First, I'm sorry; I think I missed the retitling.

From a procedural standpoint, I'm going to make suggestions on the talk page rather than directly edit them into the article. By doing so, I will be able, eventually, to Approve it on my own. If I made substantial changes, we'd need several Computers editors to approve.

Let's begin with the "lede". Right now, it's a bit too narrative and outside the CZ opening paragraph convention. An opening sentence, unless it just won't work gramatically, should restate the title in bold and explain briefly what the term means. Material about the purpose and context follows, but isn't the role of the first sentence.

I'd avoid just saying "see textbooks" in the introduction. Very short definitions in the opening paragraphs can be appropriate, and then use wikilinks, Related Pages, Bibliography, and External Links.

Since I know you are using "Actor" as a term of art, a brief explanation would help.

Next, start a subhead for "Architecture".

You have a lot of terms with external footnote definition, such as Transmitter, Relays, MDA (not defined except in the graphic; do think of the reader using text-to-speech), etc. External references, and even footnote definition, are often our last preference.

You can define some as subtopics in the article. For example, I'd define Transmitter and Relay under subheadings, perhaps as second-level subheads, and internally wikilink using a structure such as [[#Relays|Relays]]. Certainly, that subhead can be brief and then, preferably, link to at least a stub article, where the external references can be heavier. I personally dislike having much beyond citations and abbreviation expansions in footnotes; if an explanation, as for Relay, is important, it should be in the main article.

"Let's follow a message from start to finish." should form yet another top-level section, with appropriate subheads for readability.

Consider a section introducing administration, error handling, and defense, again that primarily links to other articles.

Rev. 2

I've posted the second revision of this article at User:David_MacQuigg/Sandbox/Email_System following the suggestions above. Feedback from the editor on the second rev tells me maybe we want to add a few footnotes back in. I'll wait for more on that. --David MacQuigg 01:04, 20 May 2009 (UTC)

Rev. 3

Resynchronizing...should I be looking at the page here or the sandbox?

If the page here, several first comments with a first cup of coffee.

If our goal is to be the best self-contained reference, I wouldn't refer to hard copy texts in the lede, even as introductions. Instead, I'd even redlink to tutorials subpages, or at least link to online presentations.

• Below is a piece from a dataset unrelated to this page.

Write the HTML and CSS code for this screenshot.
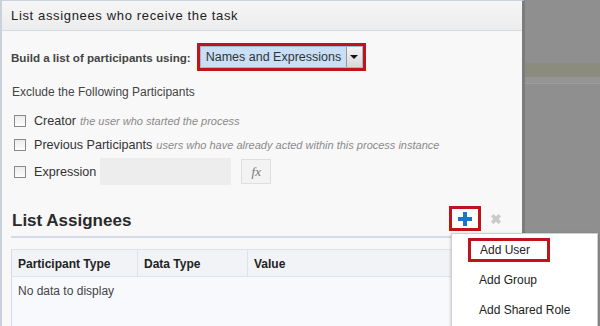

Good elementary discussions of these topics can also be found in most texts on computer networks.[1]

<ref name=PnD>{{citation | author = L. Peterson, B. Davie | title = Computer Networks: A Systems Approach | edition = 4th | year = 2007 | contribution = Sect. 9.1.1 Electronic Mail}}</ref> And yes, Bruce Davie is good people.

Next, we do have the usual CZ lede conventions, such as bolding the article title, or as close as grammatically possible, in the first sentence. As far as the title, maybe it's me, but I still wince at "email" rather than "electronic mail" as a formal title.

For the layman, however, I do think we need a very basic definition of the problem: passing "envelopes" around a "postal system". I've added a few words. Howard C. Berkowitz 12:59, 6 July 2009 (UTC)


Email Message Transfer

This is a table of definitions that can be worked into a subtopic article that delves into more technical details later on... -- Eric Gearhart

Term Definition
MTA Mail Transfer Agent; the software on the server side for moving email messages around and forwarding them to other email server hosts
MDA Mail Delivery Agent; the server that accepts mail for a user from a remote MTA and holds it until the user's mail client (their MUA) downloads the message
MUA Mail User Agent; a fancy name for an email client such as Mozilla Thunderbird or Microsoft Outlook. Nowadays a MUA can actually reside in a web browser or in a mobile phone as well
SMTP Simple Mail Transfer Protocol; the protocol used to transfer mail from one mail system to another. Uses port 25 or 587 for unencrypted message transfer.
POP Post Office Protocol; A protocol where a client connects, downloads mail from the server and then deletes that mail from the server. Mail that is downloaded then "sticks" on the computer the user retrieves their mail from. Contrast with IMAP.
IMAP Internet Message Access Protocol; IMAP differs from POP in that messages are left on the server; this allows a user to "float" between different clients at different locations but still have access to all their mail
Mutter...I have other names for Microsoft Outlook...Howard C. Berkowitz 20:10, 6 July 2009 (UTC)
I've added the table, and expanded it in the article Email processes and protocols. --David MacQuigg 18:15, 16 August 2009 (UTC)

Rev. 03dmq

I've got a new rev at User:David_MacQuigg/Sandbox/Email_System_03. This is basically the same as Rev.2, but I've completely re-written the introductory paragraphs. The new introduction puts major emphasis on the distinction between machine-level and administrative-level entities. The previous text was clear to non-expert readers (most students), but readers with some experience in email systems were getting confused. I think the problem might be that the experts were skimming the introduction, and reading the article thinking we were still talking about machine-level entities. This new introduction should get through to all but the most narrowly-focused experts. There will always be a few who say things like an agent can't be a person. It's a little like arguing over the meaning of the word 'hacker'.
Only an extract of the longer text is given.